Au-delà de la performance
Parmi les joueurs, performer dans le jeu vidéo est une façon de se valoriser. C’est d’ailleurs ce qui prédomine encore beaucoup dans l’industrie qui, côté communication, met le paquet sur la promesse selon laquelle le joueur doit à tout prix devenir le meilleur. Cela renforce l'idée qu’il existerait les vrais gamers et les autres. L'intérêt du jeu vidéo, en tant que divertissement, ne serait pas là avant tout pour qu’on passe un bon moment ? Et ce plaisir peut prendre diverses formes comme nous l’avons souligné, la performance technique en étant une parmi tant d’autres.
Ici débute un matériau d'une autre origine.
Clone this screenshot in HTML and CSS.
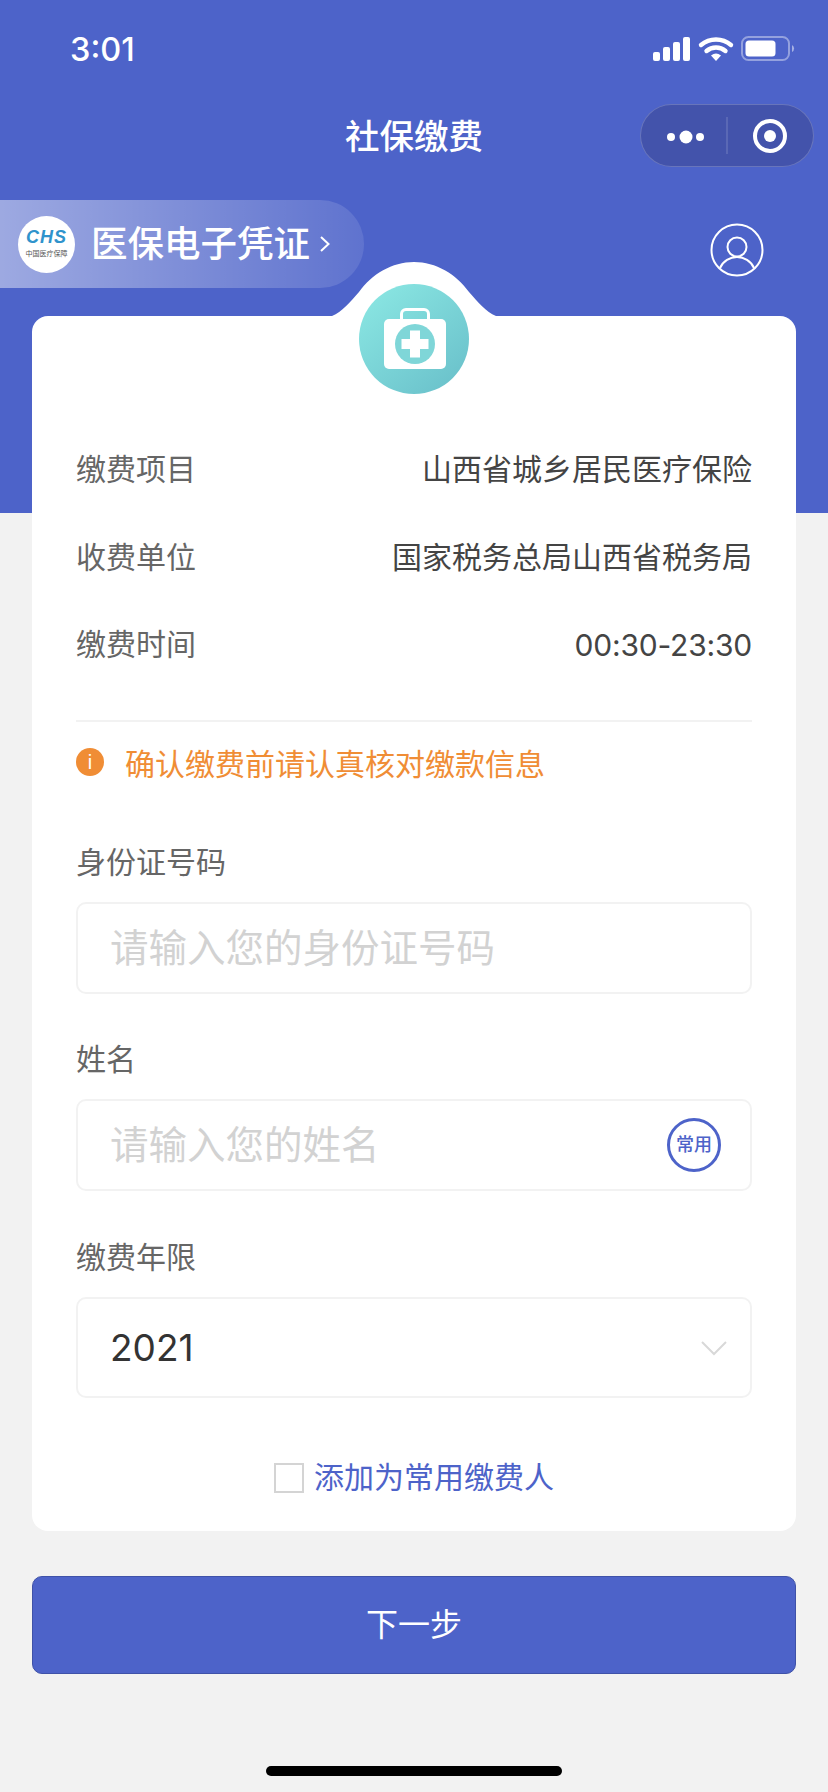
FILE: index.html
```html
<!DOCTYPE html>
<html lang="zh-CN">
<head>
    <meta charset="UTF-8">
    <meta name="viewport" content="width=device-width, initial-scale=1.0">
    <title>社保缴费</title>
    <link rel="stylesheet" href="styles.css">
</head>
<body>
    <div class="status-bar">
        <span class="time">3:01</span>
        <svg class="status-icons" width="142" height="26" viewBox="0 0 142 26">
            <!-- signal -->
            <rect x="0" y="16" width="7" height="9" rx="2" fill="#fff"/>
            <rect x="10" y="11" width="7" height="14" rx="2" fill="#fff"/>
            <rect x="20" y="6" width="7" height="19" rx="2" fill="#fff"/>
            <rect x="30" y="1" width="7" height="24" rx="2" fill="#fff"/>
            <!-- wifi -->
            <path d="M48 9 A23 23 0 0 1 78 9" fill="none" stroke="#fff" stroke-width="4.4" stroke-linecap="round"/>
            <path d="M53.5 15 A14.5 14.5 0 0 1 72.5 15" fill="none" stroke="#fff" stroke-width="4.4" stroke-linecap="round"/>
            <path d="M58 19.5 Q63 15.5 68 19.5 L63 25 Z" fill="#fff"/>
            <!-- battery -->
            <rect x="89" y="1" width="47" height="23" rx="6.5" fill="none" stroke="#fff" stroke-opacity="0.4" stroke-width="2"/>
            <rect x="92.500" y="4.500" width="30" height="16" rx="3.500" fill="#fff"/>
            <path d="M139 9 a4 4 0 0 1 0 7 Z" fill="#fff" fill-opacity="0.5"/>
        </svg>
    </div>

    <div class="nav-bar">
        <h1 class="nav-title">社保缴费</h1>
        <div class="capsule">
            <svg width="174" height="63" viewBox="0 0 174 63">
                <circle cx="31" cy="33" r="4" fill="#fff"/>
                <circle cx="46" cy="33" r="6.500" fill="#fff"/>
                <circle cx="60" cy="33" r="4" fill="#fff"/>
                <line x1="87" y1="13" x2="87" y2="50" stroke="#fff" stroke-opacity="0.25" stroke-width="1"/>
                <circle cx="130" cy="32" r="15" fill="none" stroke="#fff" stroke-width="4"/>
                <circle cx="130" cy="32" r="6" fill="#fff"/>
            </svg>
        </div>
    </div>

    <div class="banner-row">
        <div class="banner">
            <div class="chs-logo">
                <span class="chs-mark">CHS</span>
                <span class="chs-name">中国医疗保障</span>
            </div>
            <span class="banner-text">医保电子凭证</span>
            <svg class="banner-arrow" width="12" height="20" viewBox="0 0 12 20">
                <path d="M2 3 L9.500 10 L2 17" fill="none" stroke="#fff" stroke-width="2"/>
            </svg>
        </div>
        <svg class="user-icon" width="54" height="54" viewBox="0 0 54 54">
            <circle cx="27" cy="27" r="25.500" fill="none" stroke="#fff" stroke-width="2"/>
            <circle cx="27" cy="24" r="9.500" fill="none" stroke="#fff" stroke-width="2"/>
            <path d="M10 45 C13 38 20 34 27 34 C34 34 41 38 44 45" fill="none" stroke="#fff" stroke-width="2"/>
        </svg>
    </div>

    <main class="card">
        <!-- bump and round badge over the top edge of the card -->
        <svg class="card-bump" width="164" height="54" viewBox="0 0 164 54">
            <path d="M0 54 C10 50 18 40 27 30 C40 12 60 0 82 0 C104 0 124 12 137 30 C146 40 154 50 164 54 Z" fill="#fff"/>
        </svg>
        <svg class="card-badge" width="110" height="110" viewBox="0 0 110 110">
            <defs>
                <linearGradient id="teal" x1="0.15" y1="0.1" x2="0.85" y2="0.9">
                    <stop offset="0" stop-color="#88e4e1"/>
                    <stop offset="1" stop-color="#6cc3cc"/>
                </linearGradient>
            </defs>
            <circle cx="55" cy="55" r="55" fill="url(#teal)"/>
            <path d="M42.500 36 v-6 a4.500 4.500 0 0 1 4.500 -4.500 h18 a4.500 4.500 0 0 1 4.500 4.500 v6" fill="none" stroke="#fff" stroke-width="3"/>
            <rect x="25" y="35" width="62" height="50" rx="5" fill="#fff"/>
            <circle cx="56" cy="60" r="20" fill="#7fd6d8"/>
            <path d="M51 46.500 h10 v8.500 h8.500 v10 h-8.500 v8.500 h-10 v-8.500 h-8.500 v-10 h8.500 Z" fill="#fff"/>
        </svg>

        <div class="info-row">
            <span class="info-label">缴费项目</span>
            <span class="info-value">山西省城乡居民医疗保险</span>
        </div>
        <div class="info-row">
            <span class="info-label">收费单位</span>
            <span class="info-value">国家税务总局山西省税务局</span>
        </div>
        <div class="info-row">
            <span class="info-label">缴费时间</span>
            <span class="info-value num">00:30-23:30</span>
        </div>

        <div class="notice">
            <span class="notice-icon">i</span>
            <span class="notice-text">确认缴费前请认真核对缴款信息</span>
        </div>

        <div class="field">
            <div class="field-label">身份证号码</div>
            <div class="field-box">
                <span class="placeholder">请输入您的身份证号码</span>
            </div>
        </div>
        <div class="field">
            <div class="field-label">姓名</div>
            <div class="field-box">
                <span class="placeholder">请输入您的姓名</span>
                <span class="common-badge">常用</span>
            </div>
        </div>
        <div class="field field-last">
            <div class="field-label">缴费年限</div>
            <div class="field-box field-select">
                <span class="num">2021</span>
                <svg width="28" height="16" viewBox="0 0 28 16">
                    <path d="M2 2 L14 14 L26 2" fill="none" stroke="#d8d8d8" stroke-width="2"/>
                </svg>
            </div>
        </div>

        <label class="add-common">
            <span class="checkbox"></span>
            <span class="add-text">添加为常用缴费人</span>
        </label>
    </main>

    <button class="next-btn">下一步</button>

    <div class="home-bar"></div>
</body>
</html>
```

FILE: styles.css
```css
body {
    margin: 0;
    height: 1792px;
    overflow: hidden;
    font-family: "Noto Sans CJK SC", sans-serif;
    background: linear-gradient(#4d63c9 513px, #f2f2f2 513px);
    color: #333;
    display: flex;
    flex-direction: column;
}

.status-bar {
    height: 98px;
    padding: 0 33px 0 70px;
    display: flex;
    align-items: center;
    justify-content: space-between;
    box-sizing: border-box;
    flex-shrink: 0;
}

.time {
    font-family: Inter, sans-serif;
    font-size: 32.5px;
    font-weight: 500;
    color: white;
}

.nav-bar {
    height: 76px;
    position: relative;
    display: flex;
    align-items: center;
    justify-content: center;
    flex-shrink: 0;
}

.nav-title {
    margin: 0 0 5px;
    font-size: 34.5px;
    font-weight: 500;
    color: white;
}

.capsule {
    position: absolute;
    right: 14px;
    top: 6px;
    width: 174px;
    height: 63px;
    box-sizing: border-box;
    border: 1px solid rgba(255, 255, 255, 0.2);
    border-radius: 32px;
    background-color: #4353ab;
}

.capsule svg {
    display: block;
    margin: -1px;
}

.banner-row {
    margin-top: 26px;
    height: 88px;
    display: flex;
    justify-content: space-between;
    padding-right: 64px;
    flex-shrink: 0;
}

.banner {
    width: 364px;
    height: 88px;
    box-sizing: border-box;
    padding-left: 18px;
    display: flex;
    align-items: center;
    border-radius: 0 44px 44px 0;
    background: linear-gradient(to right, rgba(255, 255, 255, 0.45), rgba(255, 255, 255, 0.1));
}

.chs-logo {
    width: 57px;
    height: 57px;
    padding-bottom: 4px;
    box-sizing: border-box;
    border-radius: 50%;
    background-color: white;
    display: flex;
    flex-direction: column;
    align-items: center;
    justify-content: center;
    flex-shrink: 0;
}

.chs-mark {
    font-family: "Liberation Sans", sans-serif;
    font-size: 18px;
    line-height: 21px;
    font-weight: bold;
    font-style: italic;
    letter-spacing: 1px;
    color: #2f93cc;
}

.chs-name {
    font-size: 7px;
    line-height: 10px;
    color: #555;
}

.banner-text {
    margin: 0 0 6px 16px;
    font-size: 36.5px;
    font-weight: 500;
    color: white;
}

.banner-arrow {
    margin-left: 9px;
}

.user-icon {
    margin-top: 23px;
}

.card {
    position: relative;
    margin: 28px 32px 0;
    padding: 110px 44px 33px;
    background-color: white;
    border-radius: 16px;
    flex-shrink: 0;
}

.card-bump {
    position: absolute;
    left: 300px;
    top: -54px;
}

.card-badge {
    position: absolute;
    left: 327px;
    top: -32px;
}

.info-row {
    height: 87.5px;
    display: flex;
    align-items: center;
    justify-content: space-between;
    font-size: 30px;
}

.info-label {
    margin-bottom: 5px;
    color: #666;
}

.info-value {
    margin-bottom: 5px;
    color: #444;
}

.num {
    font-family: Inter, sans-serif;
}

.info-value.num {
    margin-bottom: 0;
    letter-spacing: -0.2px;
}

.notice {
    margin-top: 31.5px;
    border-top: 2px solid #f2f2f2;
    padding-top: 13px;
    height: 60px;
    display: flex;
    align-items: center;
    font-size: 30px;
    color: #f08d35;
}

.notice-icon {
    width: 28px;
    height: 28px;
    margin-right: 21px;
    margin-top: -6px;
    border-radius: 50%;
    background-color: #f08d35;
    color: white;
    font-family: "Liberation Sans", sans-serif;
    font-size: 20px;
    line-height: 28px;
    text-align: center;
}

.notice-text {
    margin-bottom: 6px;
}

.field {
    margin-top: 46px;
}

.notice + .field {
    margin-top: 48px;
}

.field-last {
    margin-top: 47px;
}

.field-label {
    height: 40px;
    margin-bottom: 19px;
    font-size: 30px;
    line-height: 34px;
    color: #666;
}

.field-box {
    height: 92px;
    box-sizing: border-box;
    border: 2px solid #f2f2f2;
    border-radius: 10px;
    padding: 0 29px 0 32px;
    display: flex;
    align-items: center;
    justify-content: space-between;
    font-size: 38.5px;
}

.placeholder {
    margin-bottom: 6px;
    color: #d2d2d2;
}

.field-select {
    height: 101px;
    padding-right: 22px;
    font-size: 37px;
    color: #333;
}

.common-badge {
    width: 54px;
    height: 54px;
    box-sizing: border-box;
    border: 3.5px solid #4d63c9;
    border-radius: 50%;
    font-size: 18px;
    font-weight: 500;
    line-height: 45px;
    text-align: center;
    color: #4d63c9;
}

.add-common {
    margin-top: 60px;
    height: 40px;
    display: flex;
    align-items: center;
    justify-content: center;
    font-size: 30px;
    color: #4d63c9;
}

.checkbox {
    width: 30px;
    height: 30px;
    box-sizing: border-box;
    border: 2px solid #d4d4d4;
    margin-right: 10px;
}

.add-text {
    margin-bottom: 6px;
}

.next-btn {
    margin: 44.5px 32px 0;
    height: 98px;
    padding-bottom: 6px;
    border: 1px solid #3f52a8;
    border-radius: 10px;
    background-color: #4d63c9;
    color: white;
    font-family: inherit;
    font-size: 32px;
    flex-shrink: 0;
}

.home-bar {
    width: 296px;
    height: 10px;
    margin: 92px auto 0;
    border-radius: 5px;
    background-color: black;
    flex-shrink: 0;
}
```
Je peux comprendre qu’il y avait quelque chose d’un peu condescendant quand un jeu vous force à basculer dans une difficulté moins élevée, comme si vous étiez incapable de réussir. C’est le cas depuis New Super Mario Bros. Wii : après trop d’échecs, un Luigi contrôlé par l’ordinateur apparaît pour finaliser un niveau. Mais dans le cas de figure qui nous intéresse, nous parlons bien de mode supplémentaire qui n’influence pas votre manière de jouer si vous optez pour le normal ou le difficile. Pourquoi s'évertuer à critiquer une telle démarche, si cela ne change rien à sa propre partie ? Oui, un mode très facile peut totalement transformer le genre du jeu : dans Death Stranding , les parties en normal et difficile s’adressent aux habitués au genre action tandis que le mode très facile a été imaginé pour les cinéphiles et amateurs de jeux de rôles. Il n’y a aucune raison à mon sens de râler sur l’arrivée d’un mode très facile tant qu’il existe d’autres niveaux de difficulté. Ne soyons pas snobe.
Faisons confiance aux joueurs et joueuses, je pense qu’ils sont largement capables de savoir quel mode leur correspond et leur procureront le plus de plaisir. Débarrassons-nous aussi de ces vieux dictats autour du jeu vidéo, jouez comme vous êtes et sans honte.